$80K - $100K(Ladders Estimates)
The role Systems Reliability Engineer is to build solutions to enhance availability, performance and stability of OpenText services as well as automating away repetitive work. You'll also respond to pings, pages and alerts to investigate issues in our products that you can really sink your teeth into. You'll be working on non-production and production environments, monitoring, data collection and configuration management, as well as disaster recovery planning, capacity engineering, reliability improvement initiatives and platform automation. Your mission will be to use cutting edge technology for monitoring and maintaining the day to day operations of the entire production infrastructure for OpenText Discovery on our AWS platform. The best person for this role is someone that has a collaborative spirit - in our world, it's not about being a hero and having all the answers, it's about sometimes saying "I don't know" and working on finding solutions rather than starting with an assumption. The team needs someone who can ask questions, learn from others and turn chaos into order.
This role would be a great fit for someone with creative and innovative problem-solving skills. You will develop and implement solutions that operate at scale. Our teams are empowered and expected to improve our products to truly deliver a reliable experience to customers.
You are great at:
• Provide attention to incidents according to Service Level Agreements.
• Take ownership and accountability for the incident resolution process.
• Provide a quality and timely response.
• Act as a technical liaison with other teams to evaluate and report bugs.
• Establish and maintain a good relationship with team members, Product Development, Customer Service and Sales.
• Participate in training and information sharing activities.
• Act as backup for other team members when necessary.
• May requires rotating shift work.
• On-call rotation is required, as 7x24x365 support is required.
What it takes:
• The ability to understand and maintain Scripting software
• Deep understanding of Windows systems
• Good working knowledge of Linux
• Hands-on experience with cloud infrastructure; AWS a plus - Min 4 years
• Experience with AWS Web Services EC2, RDS, VPC, IAM, Route53, S3, and other AWS Services
• Strong working knowledge of Cloud operational best practices.
• Experience with installing and configuring Apache and Tomcat.
• Deep expertise in Monitoring distributed systems application architectures
• Exposure to & maintenance of configuration management tools at scale
• Strong understanding of ITIL principles, certification is a plus.
• Diagnosing & troubleshooting user-facing service incidents & outages
• Exposure to system & application-level telemetry for large distributed cloud architectures
• Diagnosing, resolving problems in high-throughput web applications & network services
• Expert level troubleshooting skills across different levels of the solution stack
• Customer-service oriented.
• Proven problem solving and analytical ability.
• Excellent organizational/time management skills.
• Ability to handle multiple tasks concurrently.

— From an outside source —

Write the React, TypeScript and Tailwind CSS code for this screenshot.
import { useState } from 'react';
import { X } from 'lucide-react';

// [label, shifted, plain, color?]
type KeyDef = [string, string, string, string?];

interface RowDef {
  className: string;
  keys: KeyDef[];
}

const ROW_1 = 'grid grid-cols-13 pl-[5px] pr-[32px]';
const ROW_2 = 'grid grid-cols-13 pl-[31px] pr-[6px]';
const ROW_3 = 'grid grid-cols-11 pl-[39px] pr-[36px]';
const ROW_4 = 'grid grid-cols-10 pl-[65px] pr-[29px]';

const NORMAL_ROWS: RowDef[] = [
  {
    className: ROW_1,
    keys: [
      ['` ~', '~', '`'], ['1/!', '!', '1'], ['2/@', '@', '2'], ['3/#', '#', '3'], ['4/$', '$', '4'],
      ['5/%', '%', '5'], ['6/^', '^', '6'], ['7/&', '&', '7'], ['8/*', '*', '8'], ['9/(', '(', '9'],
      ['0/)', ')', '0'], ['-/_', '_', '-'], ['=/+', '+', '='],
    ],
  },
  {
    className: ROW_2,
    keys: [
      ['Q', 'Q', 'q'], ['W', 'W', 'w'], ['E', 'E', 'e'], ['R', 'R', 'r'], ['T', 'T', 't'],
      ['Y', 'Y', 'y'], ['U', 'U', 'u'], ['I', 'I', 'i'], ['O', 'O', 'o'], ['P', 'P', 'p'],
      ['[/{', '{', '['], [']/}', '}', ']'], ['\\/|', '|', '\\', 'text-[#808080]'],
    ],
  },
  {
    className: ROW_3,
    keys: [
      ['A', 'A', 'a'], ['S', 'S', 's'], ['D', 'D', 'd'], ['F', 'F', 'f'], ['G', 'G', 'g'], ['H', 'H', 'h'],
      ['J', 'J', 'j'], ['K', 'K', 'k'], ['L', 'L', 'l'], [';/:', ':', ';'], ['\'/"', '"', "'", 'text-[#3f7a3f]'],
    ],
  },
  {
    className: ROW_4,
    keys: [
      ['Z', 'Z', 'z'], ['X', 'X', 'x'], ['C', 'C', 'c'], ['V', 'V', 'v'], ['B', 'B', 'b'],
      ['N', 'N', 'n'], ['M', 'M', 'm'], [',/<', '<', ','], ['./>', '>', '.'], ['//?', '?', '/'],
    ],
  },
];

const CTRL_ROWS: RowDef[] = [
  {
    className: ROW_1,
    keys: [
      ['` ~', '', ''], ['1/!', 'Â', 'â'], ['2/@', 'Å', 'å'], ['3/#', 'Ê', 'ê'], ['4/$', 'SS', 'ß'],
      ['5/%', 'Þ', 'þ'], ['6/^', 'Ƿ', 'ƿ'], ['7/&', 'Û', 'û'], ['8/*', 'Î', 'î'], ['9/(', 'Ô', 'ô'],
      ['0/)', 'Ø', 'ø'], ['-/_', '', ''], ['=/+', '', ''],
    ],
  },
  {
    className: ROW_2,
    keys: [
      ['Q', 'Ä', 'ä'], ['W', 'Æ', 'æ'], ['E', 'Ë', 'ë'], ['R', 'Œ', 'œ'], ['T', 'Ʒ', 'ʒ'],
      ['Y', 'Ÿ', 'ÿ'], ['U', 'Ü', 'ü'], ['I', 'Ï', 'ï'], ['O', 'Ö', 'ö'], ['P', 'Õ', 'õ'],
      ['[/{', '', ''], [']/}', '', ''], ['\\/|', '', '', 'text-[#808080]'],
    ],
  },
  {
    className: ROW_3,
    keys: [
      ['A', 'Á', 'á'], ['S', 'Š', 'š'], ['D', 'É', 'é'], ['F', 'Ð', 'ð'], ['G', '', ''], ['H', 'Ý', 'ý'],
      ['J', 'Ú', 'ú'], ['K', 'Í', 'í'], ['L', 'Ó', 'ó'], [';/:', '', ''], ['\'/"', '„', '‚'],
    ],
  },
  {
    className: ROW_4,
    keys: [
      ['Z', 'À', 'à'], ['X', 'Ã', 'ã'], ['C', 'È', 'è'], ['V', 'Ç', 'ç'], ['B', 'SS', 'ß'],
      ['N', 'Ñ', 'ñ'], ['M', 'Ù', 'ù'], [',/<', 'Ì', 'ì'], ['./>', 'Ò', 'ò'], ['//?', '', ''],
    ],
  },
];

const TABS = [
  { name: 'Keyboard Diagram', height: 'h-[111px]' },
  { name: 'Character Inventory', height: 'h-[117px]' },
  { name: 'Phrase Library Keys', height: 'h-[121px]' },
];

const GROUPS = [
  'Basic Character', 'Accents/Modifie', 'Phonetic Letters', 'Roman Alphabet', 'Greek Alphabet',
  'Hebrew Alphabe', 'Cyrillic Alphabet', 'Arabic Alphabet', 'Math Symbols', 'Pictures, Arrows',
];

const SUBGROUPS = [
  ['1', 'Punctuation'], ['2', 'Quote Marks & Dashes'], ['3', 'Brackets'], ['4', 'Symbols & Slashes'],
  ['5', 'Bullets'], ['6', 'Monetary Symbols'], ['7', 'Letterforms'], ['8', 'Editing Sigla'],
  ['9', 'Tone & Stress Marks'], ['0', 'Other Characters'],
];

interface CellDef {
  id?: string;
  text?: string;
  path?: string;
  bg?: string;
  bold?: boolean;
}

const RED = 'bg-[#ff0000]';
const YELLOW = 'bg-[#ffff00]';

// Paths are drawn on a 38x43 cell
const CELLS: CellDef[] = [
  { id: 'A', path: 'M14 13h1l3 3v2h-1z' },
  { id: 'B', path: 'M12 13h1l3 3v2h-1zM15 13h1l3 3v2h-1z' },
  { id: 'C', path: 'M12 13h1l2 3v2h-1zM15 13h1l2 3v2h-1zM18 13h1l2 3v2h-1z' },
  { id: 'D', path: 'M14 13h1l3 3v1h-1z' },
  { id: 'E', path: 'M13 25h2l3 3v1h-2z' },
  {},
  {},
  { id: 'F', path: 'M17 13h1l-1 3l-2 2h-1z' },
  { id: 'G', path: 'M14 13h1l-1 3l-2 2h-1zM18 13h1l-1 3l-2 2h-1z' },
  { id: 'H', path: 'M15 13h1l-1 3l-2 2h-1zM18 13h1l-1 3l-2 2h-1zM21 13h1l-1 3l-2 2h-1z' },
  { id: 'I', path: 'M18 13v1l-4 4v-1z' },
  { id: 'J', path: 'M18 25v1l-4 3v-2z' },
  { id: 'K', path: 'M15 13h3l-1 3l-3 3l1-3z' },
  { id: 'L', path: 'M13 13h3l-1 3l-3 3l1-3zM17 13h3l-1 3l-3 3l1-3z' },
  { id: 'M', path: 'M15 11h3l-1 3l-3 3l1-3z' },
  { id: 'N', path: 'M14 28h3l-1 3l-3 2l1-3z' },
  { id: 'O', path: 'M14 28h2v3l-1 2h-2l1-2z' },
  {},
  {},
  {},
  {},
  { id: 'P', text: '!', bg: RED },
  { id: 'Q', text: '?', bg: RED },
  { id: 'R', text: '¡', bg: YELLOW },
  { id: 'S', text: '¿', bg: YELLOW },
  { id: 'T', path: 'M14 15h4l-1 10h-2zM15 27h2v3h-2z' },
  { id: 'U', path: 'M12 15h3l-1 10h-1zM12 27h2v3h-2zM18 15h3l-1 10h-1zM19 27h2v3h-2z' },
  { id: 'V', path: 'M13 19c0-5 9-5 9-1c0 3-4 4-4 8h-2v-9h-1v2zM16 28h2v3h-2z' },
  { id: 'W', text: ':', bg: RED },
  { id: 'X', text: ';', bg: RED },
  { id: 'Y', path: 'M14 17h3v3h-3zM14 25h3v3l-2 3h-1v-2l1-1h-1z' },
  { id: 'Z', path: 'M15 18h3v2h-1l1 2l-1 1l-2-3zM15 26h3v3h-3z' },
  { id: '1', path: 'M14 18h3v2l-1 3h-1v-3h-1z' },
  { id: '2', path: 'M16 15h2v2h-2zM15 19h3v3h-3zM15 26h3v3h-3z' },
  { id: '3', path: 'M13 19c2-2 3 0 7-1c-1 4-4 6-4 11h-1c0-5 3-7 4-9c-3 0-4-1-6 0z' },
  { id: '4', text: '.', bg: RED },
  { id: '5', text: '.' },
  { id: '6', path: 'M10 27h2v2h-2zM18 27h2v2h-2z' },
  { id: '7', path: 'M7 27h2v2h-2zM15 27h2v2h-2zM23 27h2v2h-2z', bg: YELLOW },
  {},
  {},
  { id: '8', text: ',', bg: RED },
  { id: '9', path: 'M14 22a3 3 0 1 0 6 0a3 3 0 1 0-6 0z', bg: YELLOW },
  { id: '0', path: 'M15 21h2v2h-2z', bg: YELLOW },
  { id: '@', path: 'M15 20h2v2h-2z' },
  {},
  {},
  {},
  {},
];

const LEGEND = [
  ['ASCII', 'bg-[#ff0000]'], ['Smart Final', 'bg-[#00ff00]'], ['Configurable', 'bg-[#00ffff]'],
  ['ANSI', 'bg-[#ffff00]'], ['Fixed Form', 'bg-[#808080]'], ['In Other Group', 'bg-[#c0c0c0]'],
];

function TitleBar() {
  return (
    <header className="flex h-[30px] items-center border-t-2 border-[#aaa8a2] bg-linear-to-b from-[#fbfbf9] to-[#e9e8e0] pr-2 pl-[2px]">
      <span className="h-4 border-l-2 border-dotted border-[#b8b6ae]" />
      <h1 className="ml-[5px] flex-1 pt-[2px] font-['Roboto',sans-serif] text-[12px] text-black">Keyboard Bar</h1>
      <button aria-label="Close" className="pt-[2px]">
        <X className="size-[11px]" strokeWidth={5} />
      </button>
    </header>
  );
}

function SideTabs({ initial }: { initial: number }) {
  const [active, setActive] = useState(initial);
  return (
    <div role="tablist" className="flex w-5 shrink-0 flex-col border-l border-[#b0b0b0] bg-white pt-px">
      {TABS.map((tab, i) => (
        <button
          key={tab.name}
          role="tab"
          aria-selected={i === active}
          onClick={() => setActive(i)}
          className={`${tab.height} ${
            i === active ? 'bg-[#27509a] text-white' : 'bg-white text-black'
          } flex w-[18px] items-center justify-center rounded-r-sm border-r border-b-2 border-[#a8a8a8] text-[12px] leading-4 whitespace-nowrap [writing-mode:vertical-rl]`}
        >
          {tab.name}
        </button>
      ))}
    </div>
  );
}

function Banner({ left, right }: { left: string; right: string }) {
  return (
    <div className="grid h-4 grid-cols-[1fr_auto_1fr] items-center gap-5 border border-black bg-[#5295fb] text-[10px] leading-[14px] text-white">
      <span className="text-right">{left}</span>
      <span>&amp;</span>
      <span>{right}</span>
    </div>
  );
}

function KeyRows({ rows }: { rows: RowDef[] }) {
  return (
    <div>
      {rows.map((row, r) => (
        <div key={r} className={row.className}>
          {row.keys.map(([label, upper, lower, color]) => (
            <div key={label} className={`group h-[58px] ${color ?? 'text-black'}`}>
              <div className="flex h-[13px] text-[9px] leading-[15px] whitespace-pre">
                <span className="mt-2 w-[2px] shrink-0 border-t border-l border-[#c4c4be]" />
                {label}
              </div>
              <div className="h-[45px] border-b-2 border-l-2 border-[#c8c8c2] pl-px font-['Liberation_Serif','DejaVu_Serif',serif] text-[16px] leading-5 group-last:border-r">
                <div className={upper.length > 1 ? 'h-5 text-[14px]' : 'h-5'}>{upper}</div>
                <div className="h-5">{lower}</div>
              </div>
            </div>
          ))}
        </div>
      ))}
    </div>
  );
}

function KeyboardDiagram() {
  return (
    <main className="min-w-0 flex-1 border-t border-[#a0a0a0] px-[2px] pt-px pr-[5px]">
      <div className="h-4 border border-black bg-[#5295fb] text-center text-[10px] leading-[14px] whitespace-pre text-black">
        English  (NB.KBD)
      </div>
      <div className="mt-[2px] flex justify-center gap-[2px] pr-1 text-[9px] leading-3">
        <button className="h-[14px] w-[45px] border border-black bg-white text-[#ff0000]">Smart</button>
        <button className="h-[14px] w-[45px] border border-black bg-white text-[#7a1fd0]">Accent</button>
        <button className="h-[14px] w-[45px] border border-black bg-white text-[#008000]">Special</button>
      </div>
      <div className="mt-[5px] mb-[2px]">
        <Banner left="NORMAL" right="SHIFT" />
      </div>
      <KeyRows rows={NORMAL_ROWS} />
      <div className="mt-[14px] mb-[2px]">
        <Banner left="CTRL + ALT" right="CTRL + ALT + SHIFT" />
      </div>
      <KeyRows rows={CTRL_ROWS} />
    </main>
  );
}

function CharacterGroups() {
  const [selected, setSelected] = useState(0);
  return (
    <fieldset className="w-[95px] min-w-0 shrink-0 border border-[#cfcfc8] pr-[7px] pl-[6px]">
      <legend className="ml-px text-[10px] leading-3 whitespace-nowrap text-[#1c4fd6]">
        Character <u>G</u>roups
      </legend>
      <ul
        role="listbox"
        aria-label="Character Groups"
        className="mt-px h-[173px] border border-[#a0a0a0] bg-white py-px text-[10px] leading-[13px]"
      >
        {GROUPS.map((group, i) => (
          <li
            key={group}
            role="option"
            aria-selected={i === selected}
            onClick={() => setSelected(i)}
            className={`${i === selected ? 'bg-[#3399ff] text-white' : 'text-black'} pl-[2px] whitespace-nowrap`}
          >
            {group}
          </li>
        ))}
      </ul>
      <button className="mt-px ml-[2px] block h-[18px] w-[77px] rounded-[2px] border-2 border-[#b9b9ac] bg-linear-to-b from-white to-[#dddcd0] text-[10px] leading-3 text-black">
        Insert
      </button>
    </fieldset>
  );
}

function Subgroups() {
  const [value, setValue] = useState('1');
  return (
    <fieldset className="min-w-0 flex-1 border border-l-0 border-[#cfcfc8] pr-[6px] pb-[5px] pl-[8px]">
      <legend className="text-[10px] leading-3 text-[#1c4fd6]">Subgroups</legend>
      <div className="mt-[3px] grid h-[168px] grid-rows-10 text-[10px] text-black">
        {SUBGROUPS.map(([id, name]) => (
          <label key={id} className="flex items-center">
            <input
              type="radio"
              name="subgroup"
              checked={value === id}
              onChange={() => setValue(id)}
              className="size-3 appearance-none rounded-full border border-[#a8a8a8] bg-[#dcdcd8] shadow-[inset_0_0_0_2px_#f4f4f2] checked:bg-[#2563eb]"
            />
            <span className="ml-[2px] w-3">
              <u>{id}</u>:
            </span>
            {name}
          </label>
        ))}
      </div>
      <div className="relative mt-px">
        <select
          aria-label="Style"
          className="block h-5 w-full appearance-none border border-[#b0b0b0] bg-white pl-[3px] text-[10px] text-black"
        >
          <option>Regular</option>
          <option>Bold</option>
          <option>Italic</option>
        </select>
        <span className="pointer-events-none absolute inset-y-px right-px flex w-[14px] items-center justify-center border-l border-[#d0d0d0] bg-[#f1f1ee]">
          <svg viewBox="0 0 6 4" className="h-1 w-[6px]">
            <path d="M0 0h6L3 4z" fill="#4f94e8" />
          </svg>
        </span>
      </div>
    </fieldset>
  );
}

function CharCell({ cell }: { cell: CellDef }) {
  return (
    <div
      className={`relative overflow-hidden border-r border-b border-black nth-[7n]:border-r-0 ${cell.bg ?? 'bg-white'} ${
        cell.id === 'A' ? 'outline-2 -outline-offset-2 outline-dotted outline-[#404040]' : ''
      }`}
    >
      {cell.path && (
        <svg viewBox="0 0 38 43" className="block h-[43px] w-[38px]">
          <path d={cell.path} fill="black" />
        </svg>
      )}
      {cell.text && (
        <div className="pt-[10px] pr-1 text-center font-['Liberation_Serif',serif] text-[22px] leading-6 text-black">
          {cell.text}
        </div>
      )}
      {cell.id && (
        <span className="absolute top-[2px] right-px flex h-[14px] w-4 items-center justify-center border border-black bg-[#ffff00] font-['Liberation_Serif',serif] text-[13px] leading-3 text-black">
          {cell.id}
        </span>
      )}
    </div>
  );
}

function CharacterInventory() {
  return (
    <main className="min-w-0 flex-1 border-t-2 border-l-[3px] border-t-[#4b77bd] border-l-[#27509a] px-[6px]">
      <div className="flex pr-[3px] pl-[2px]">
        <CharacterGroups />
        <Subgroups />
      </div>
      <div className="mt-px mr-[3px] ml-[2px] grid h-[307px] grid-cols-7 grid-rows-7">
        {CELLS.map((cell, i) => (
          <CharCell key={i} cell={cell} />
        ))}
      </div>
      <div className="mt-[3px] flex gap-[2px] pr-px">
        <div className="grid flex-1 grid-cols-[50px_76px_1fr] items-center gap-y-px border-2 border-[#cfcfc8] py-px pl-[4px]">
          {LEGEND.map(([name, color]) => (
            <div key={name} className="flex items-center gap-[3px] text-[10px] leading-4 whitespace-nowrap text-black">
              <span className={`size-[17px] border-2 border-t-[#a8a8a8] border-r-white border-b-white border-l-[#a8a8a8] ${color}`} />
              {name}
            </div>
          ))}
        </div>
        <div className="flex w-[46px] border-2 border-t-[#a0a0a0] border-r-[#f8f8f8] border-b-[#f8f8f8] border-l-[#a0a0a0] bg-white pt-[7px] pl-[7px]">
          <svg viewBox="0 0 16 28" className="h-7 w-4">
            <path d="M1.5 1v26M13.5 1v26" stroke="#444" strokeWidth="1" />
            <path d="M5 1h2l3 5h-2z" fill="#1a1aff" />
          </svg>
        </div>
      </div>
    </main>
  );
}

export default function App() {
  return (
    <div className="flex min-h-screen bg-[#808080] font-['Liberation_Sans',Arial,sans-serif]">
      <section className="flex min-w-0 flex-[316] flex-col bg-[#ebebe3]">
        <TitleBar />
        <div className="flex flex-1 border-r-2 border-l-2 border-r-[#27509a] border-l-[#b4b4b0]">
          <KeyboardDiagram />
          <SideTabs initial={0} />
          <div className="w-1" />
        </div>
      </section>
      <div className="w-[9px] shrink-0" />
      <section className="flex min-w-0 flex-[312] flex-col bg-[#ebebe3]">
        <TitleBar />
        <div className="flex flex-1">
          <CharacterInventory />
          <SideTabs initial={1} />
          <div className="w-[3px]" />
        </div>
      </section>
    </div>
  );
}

• Ability to lead, drive and implement highly scalable and complex solutions
• A strong understanding of Security best practices.
• A proven record of being able to work independently and collaboratively.
Other Desired Qualifications
• Experience with container management and micro-services architectures such as Docker
• Application clustering/load balancing concepts and technologies
• Understanding network topologies and common network protocols and services (DNS, HTTP(S), SSH, FTP, SMTP, DHCP, TCP, IP etc…)
• Experience monitoring cloud services with Dynatrace, New Relic, Icinga, Nagios, BMC or any HPE tools
• Experience migrating existing on-premise applications and services to AWS
• Awareness and insight into industry trends (technology, methods and tooling)
Valid Through: 2019-9-13